Required task: Skip all pictures, then copy the lines from the start of the data through the line with "PiArrowLeft, PiCaretDown, PiCaretRight", keeping both ends.
• • • • •
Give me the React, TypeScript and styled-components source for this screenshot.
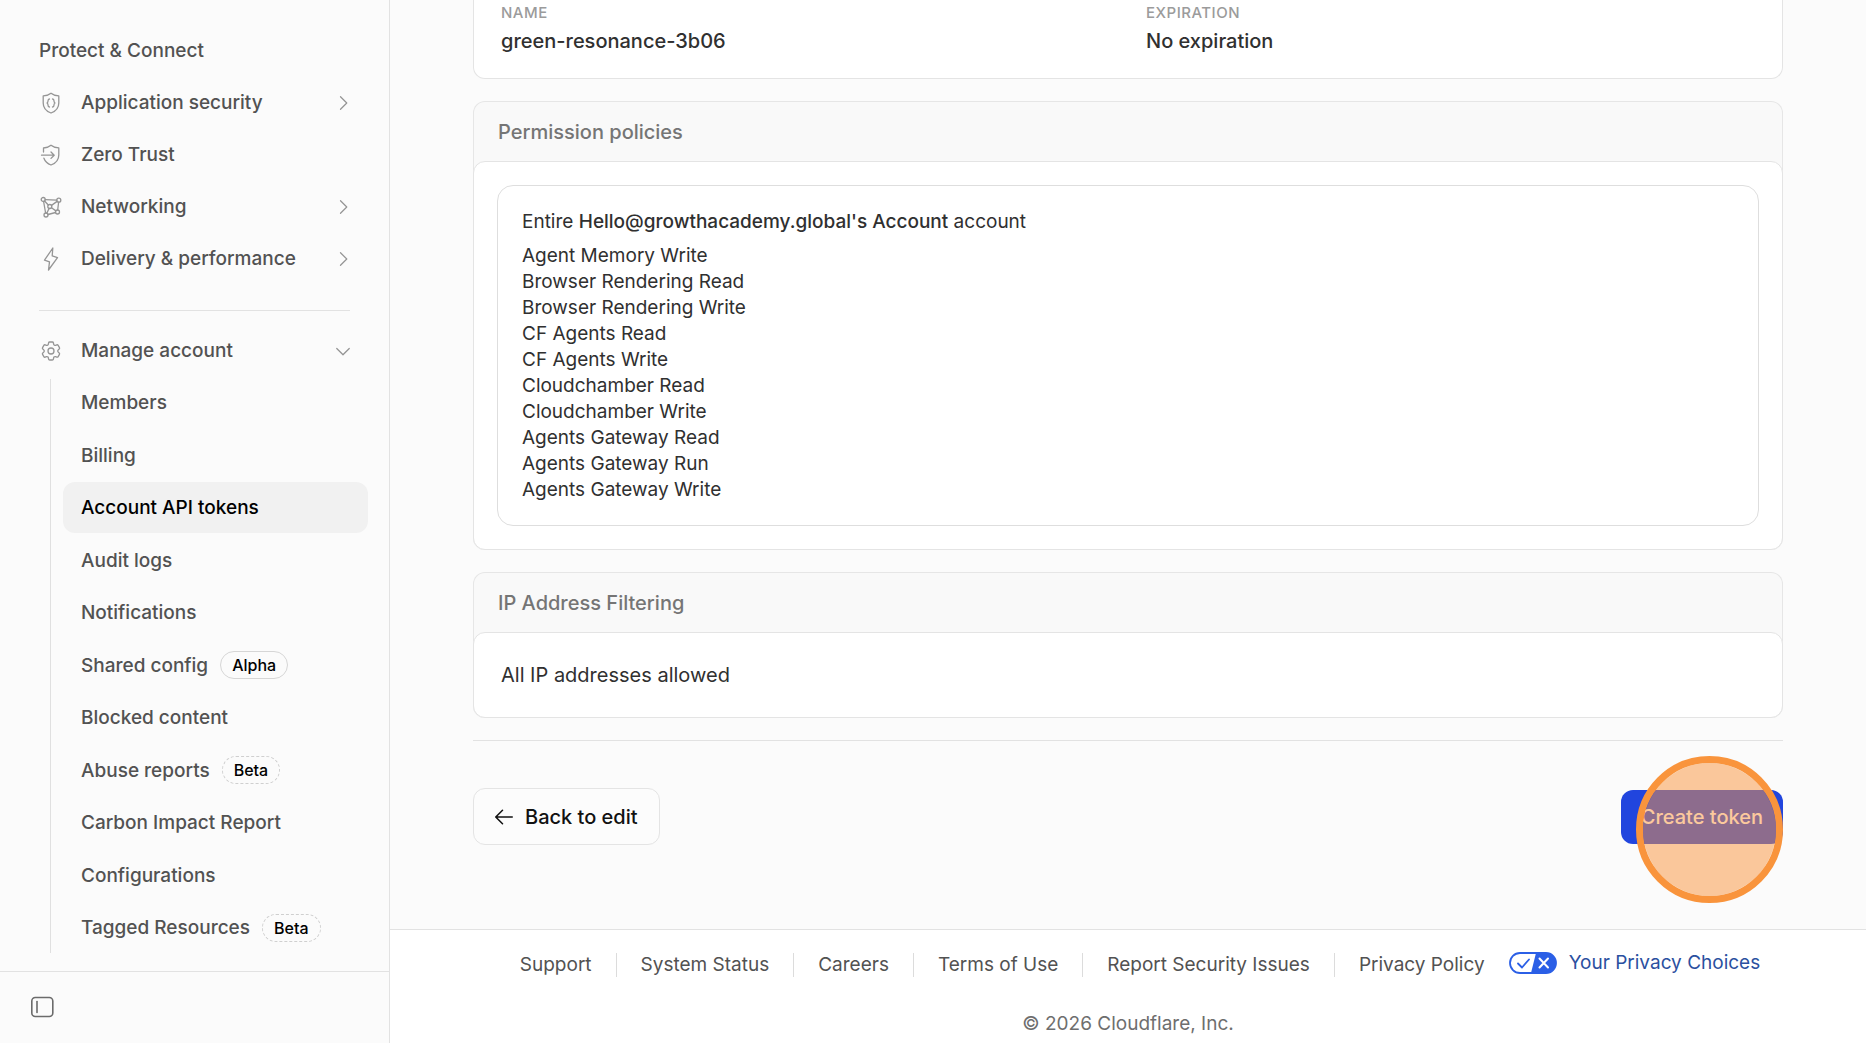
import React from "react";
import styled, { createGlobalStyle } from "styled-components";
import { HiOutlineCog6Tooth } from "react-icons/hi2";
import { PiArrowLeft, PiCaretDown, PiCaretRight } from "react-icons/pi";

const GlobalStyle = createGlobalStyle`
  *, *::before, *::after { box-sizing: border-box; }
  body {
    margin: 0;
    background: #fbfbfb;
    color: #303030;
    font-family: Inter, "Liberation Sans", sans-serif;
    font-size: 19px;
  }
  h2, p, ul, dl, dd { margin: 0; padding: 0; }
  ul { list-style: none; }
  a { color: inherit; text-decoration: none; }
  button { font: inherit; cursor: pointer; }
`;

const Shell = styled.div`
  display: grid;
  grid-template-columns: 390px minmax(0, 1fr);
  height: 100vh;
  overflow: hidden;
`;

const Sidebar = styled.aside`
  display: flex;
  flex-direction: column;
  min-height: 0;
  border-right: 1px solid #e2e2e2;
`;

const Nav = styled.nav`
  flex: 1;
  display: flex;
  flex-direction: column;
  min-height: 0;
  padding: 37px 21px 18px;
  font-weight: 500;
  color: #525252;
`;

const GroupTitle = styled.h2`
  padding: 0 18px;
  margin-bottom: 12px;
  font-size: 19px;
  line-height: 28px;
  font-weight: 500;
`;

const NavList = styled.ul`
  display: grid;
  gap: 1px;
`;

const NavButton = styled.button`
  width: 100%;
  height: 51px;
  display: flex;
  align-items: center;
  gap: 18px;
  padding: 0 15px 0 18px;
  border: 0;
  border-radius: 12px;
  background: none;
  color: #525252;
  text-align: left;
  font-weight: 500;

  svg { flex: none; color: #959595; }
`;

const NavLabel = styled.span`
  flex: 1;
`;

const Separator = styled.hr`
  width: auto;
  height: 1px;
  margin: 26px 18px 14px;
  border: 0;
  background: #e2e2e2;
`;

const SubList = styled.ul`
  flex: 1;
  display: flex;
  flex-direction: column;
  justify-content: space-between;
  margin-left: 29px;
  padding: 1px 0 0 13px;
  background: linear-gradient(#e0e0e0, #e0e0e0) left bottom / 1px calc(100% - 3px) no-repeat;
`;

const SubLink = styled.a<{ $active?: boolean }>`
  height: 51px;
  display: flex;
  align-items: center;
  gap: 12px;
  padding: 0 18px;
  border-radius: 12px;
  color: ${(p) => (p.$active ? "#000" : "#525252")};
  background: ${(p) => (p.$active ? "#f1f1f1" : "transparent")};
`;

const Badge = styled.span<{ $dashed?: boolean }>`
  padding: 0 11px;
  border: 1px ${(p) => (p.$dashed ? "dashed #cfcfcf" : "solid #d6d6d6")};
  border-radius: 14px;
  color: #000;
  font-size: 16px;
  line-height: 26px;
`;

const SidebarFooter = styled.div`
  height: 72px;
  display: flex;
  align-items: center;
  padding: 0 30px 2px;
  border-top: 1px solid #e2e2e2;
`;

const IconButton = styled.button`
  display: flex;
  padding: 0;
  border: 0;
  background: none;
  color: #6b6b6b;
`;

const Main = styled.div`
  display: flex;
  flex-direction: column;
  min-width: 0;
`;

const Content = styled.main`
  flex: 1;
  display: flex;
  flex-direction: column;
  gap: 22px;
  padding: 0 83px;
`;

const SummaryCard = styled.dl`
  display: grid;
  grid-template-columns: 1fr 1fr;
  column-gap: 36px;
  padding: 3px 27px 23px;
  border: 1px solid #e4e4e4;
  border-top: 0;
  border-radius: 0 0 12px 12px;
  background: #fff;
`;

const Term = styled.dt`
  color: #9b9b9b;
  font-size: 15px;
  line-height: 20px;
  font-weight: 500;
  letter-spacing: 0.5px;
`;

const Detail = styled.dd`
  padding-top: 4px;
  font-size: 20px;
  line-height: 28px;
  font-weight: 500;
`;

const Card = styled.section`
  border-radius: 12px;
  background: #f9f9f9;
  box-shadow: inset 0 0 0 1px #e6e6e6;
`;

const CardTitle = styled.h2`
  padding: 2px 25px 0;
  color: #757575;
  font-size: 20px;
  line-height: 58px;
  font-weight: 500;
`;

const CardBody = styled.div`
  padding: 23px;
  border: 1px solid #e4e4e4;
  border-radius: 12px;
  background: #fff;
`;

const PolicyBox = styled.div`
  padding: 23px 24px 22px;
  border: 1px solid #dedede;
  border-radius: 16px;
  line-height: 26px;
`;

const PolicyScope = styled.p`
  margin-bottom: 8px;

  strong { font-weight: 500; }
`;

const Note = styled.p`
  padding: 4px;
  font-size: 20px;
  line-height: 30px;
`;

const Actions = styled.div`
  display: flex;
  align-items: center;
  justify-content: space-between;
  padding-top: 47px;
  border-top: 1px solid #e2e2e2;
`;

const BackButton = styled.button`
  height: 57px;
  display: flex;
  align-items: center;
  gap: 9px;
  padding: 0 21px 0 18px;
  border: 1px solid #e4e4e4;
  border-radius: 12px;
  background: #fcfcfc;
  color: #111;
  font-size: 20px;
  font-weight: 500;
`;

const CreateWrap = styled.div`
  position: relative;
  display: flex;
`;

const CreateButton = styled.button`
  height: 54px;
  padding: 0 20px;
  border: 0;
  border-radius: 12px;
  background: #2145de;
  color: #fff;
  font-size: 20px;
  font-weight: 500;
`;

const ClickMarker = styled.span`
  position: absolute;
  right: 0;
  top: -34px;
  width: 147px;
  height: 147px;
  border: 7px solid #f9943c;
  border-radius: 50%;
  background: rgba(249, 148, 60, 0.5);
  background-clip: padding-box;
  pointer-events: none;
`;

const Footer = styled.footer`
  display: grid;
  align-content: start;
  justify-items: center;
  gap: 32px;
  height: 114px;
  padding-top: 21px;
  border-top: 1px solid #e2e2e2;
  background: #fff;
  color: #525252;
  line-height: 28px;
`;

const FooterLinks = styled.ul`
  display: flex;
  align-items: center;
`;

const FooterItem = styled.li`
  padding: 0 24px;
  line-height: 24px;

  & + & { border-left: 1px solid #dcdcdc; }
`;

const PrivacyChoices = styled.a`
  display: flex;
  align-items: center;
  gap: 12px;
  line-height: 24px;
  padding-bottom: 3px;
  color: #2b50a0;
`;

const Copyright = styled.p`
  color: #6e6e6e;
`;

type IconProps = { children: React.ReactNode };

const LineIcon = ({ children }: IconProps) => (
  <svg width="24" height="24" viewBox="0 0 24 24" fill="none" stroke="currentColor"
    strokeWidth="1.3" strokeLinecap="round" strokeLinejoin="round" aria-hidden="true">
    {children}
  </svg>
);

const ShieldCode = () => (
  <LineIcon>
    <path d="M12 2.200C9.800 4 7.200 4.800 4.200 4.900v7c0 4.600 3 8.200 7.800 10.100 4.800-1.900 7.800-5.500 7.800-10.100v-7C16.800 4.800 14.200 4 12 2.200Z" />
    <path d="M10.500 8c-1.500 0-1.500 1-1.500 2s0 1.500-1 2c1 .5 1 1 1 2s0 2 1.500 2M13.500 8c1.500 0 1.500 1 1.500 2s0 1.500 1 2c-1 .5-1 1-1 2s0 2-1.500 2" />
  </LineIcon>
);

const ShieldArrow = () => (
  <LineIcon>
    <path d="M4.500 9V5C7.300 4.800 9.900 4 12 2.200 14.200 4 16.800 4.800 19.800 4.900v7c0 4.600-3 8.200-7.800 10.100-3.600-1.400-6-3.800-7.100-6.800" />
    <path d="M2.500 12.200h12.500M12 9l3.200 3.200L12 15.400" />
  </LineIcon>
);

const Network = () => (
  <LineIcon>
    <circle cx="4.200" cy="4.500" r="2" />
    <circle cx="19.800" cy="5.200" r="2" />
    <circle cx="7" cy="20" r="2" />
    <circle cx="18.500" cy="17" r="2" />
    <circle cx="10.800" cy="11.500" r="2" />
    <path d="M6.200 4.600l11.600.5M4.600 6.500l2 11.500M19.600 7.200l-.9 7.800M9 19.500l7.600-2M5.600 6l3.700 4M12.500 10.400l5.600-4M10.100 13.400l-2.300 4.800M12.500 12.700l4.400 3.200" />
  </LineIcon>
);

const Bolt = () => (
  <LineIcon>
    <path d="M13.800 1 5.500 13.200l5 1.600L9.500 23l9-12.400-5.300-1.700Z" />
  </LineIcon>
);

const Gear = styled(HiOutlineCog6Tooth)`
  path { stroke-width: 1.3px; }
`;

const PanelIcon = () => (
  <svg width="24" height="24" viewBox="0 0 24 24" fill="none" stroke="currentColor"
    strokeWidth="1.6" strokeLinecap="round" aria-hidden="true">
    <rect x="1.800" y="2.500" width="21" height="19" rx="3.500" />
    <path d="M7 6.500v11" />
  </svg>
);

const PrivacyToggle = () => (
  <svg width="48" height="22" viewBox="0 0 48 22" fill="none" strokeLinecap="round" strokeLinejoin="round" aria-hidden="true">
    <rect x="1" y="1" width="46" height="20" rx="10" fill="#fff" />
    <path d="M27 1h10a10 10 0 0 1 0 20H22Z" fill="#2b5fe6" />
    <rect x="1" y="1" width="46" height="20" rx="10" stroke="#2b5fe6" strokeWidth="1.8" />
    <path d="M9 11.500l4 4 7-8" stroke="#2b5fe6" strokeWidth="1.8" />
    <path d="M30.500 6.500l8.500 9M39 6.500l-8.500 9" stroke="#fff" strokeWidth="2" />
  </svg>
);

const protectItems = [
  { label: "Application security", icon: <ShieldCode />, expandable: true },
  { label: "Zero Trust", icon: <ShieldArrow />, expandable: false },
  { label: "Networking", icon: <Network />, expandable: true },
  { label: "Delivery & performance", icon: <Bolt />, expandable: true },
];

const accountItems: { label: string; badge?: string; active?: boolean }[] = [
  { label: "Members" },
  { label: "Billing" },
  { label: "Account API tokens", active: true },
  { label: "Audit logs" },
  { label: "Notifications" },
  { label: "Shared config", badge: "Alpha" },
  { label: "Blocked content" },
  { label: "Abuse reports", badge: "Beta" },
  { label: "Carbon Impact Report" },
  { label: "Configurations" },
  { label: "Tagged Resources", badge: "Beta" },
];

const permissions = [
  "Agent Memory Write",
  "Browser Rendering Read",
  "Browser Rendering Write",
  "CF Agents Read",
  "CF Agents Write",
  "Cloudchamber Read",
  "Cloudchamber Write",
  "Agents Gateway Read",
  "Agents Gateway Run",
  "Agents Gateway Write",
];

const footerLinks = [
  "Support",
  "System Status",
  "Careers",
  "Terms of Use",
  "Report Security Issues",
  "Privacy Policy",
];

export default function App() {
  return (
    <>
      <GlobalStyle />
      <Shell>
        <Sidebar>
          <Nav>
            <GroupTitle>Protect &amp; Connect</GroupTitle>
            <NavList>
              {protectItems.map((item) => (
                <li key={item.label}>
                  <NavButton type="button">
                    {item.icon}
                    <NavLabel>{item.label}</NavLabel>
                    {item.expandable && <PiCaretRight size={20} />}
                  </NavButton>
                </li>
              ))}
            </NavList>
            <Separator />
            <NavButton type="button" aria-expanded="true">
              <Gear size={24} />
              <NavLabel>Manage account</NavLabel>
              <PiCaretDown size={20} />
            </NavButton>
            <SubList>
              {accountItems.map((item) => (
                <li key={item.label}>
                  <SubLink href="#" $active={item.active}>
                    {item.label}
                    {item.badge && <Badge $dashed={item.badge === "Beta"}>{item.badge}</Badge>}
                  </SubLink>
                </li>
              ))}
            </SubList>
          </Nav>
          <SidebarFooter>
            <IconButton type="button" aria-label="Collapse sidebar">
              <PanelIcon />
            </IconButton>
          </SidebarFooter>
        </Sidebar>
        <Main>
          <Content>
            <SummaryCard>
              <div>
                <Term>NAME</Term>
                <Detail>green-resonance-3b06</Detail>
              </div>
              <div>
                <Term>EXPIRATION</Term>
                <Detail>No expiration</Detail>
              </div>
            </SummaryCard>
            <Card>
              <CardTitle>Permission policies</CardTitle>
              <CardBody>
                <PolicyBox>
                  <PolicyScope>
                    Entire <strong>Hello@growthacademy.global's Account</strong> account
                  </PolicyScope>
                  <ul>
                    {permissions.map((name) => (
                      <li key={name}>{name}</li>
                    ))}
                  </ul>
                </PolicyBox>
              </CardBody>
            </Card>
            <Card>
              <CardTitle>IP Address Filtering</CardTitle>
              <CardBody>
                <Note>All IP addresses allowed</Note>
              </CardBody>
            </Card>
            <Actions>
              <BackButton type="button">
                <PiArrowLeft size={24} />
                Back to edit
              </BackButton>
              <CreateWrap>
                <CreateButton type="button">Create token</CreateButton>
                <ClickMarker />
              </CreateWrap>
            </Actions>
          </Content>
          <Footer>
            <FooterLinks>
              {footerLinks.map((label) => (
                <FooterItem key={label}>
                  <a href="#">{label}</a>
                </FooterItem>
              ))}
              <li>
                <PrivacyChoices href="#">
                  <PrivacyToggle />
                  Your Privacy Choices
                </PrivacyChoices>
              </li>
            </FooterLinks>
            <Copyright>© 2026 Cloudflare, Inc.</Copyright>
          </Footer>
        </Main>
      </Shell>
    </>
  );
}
• • • • •
Output:
Give me the React, TypeScript and styled-components source for this screenshot.
import React from "react";
import styled, { createGlobalStyle } from "styled-components";
import { HiOutlineCog6Tooth } from "react-icons/hi2";
import { PiArrowLeft, PiCaretDown, PiCaretRight } from "react-icons/pi";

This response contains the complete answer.